Da quel momento l’Italia non è più la stessa. La donazione degli organi, fino ad allora poco conosciuta e praticata, diviene un tema centrale nel dibattito pubblico. Nicholas salvò sette vite e ispirò migliaia di persone a fare lo stesso, tanto che si parlò di “effetto Nicholas”: una rivoluzione culturale che ha reso il nostro Paese un’eccellenza mondiale nel campo dei trapianti.
La storia di Giordano. Trent’anni dopo, nel 2024, a Torino un altro bambino, Giordano, cinque anni, riceve un cuore nuovo. Dopo lunghi mesi di attesa e sofferenza, il trapianto gli salva la vita. La mamma, Annalisa Margarino, ha vissuto con lui otto mesi all’ospedale Regina Margherita, condividendo paure e speranze con altre famiglie.
“Quando aspetti un organo per tuo figlio, non speri nella morte di un altro bambino, ma semplicemente che nella disperazione più buia germogli la forza di un dono”,
dice commossa, raccontando la sua vicenda in un’intervista al Sir. “Il dolore può indurire, oppure trasformare. Io ho scelto di vivere con più amore”.
I numeri della speranza. Nei primi mesi del 2025, secondo i dati del Centro nazionale trapianti (Cnt) diffusi lo scorso 14 aprile, 28ma Giornata nazionale della donazione di organi e tessuti, sono oltre 450 i donatori deceduti che hanno permesso più di 1.100 trapianti. Ma la lista d’attesa resta lunga: 8.200 pazienti sono in attesa di un organo: circa 6mila un rene, oltre mille un fegato, 750 un cuore, quasi 300 un polmone e poco meno di 200 un pancreas. Sono invece 48mila le persone che oggi vivono grazie a un trapianto. In Italia sono attivi 97 centri di trapianto che operano presso 42 ospedali, sotto il coordinamento di 19 centri regionali e col supporto di 30 banche dei tessuti.
Sì alla donazione di organi. “La nostra rete trapiantologica migliora continuamente dal punto di vista clinico-scientifico e sotto il profilo organizzativo – afferma Giuseppe Feltrin, direttore del Cnt –. Il nostro impegno quotidiano è garantire con la massima tempestività ed efficienza che ogni organo donato venga assegnato al paziente migliore, quello che ne ha più bisogno e che ha il maggior grado di compatibilità”. Eppure, ancora oggi molti cittadini, soprattutto nelle fasce d’età più avanzate, continuano a dire “no” alla donazione. Come convincerli? “Il messaggio che vogliano trasmettere loro – risponde Feltrin – è:
dateci fiducia e dite sì alla donazione degli organi”.
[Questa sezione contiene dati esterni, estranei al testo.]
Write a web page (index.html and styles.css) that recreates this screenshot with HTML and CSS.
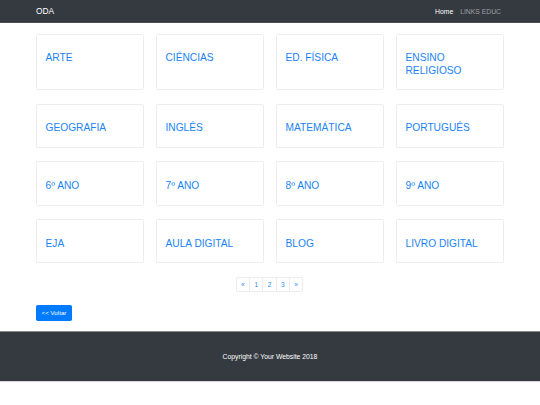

Come donare. È possibile dichiarare la propria volontà in diversi modi, tutti legalmente validi: al Comune, al momento del rilascio o del rinnovo della carta d’identità; online tramite Spid, attraverso l’Aido (Associazione italiana donatori di organi); presso la propria Asl, firmando un modulo; con una dichiarazione in carta libera completa di tutti i dati personali, datata e firmata. Tutte le dichiarazioni sono registrate e consultabili attraverso il Sistema informativo trapianti (Sit).
Quali organi? Post mortem si possono donare cuore, polmoni, fegato, reni, pancreas, intestino. In vita: rene, parte del fegato, midollo osseo, sangue.
Donare gli organi è facile, gratuito, e soprattutto è l’unico modo per salvare chi attende un trapianto.
Le storie di Matilde, Nicholas e Giordano mostrano che anche nel buio più profondo può accendersi una luce, e che un gesto d’amore può moltiplicarsi all’infinito.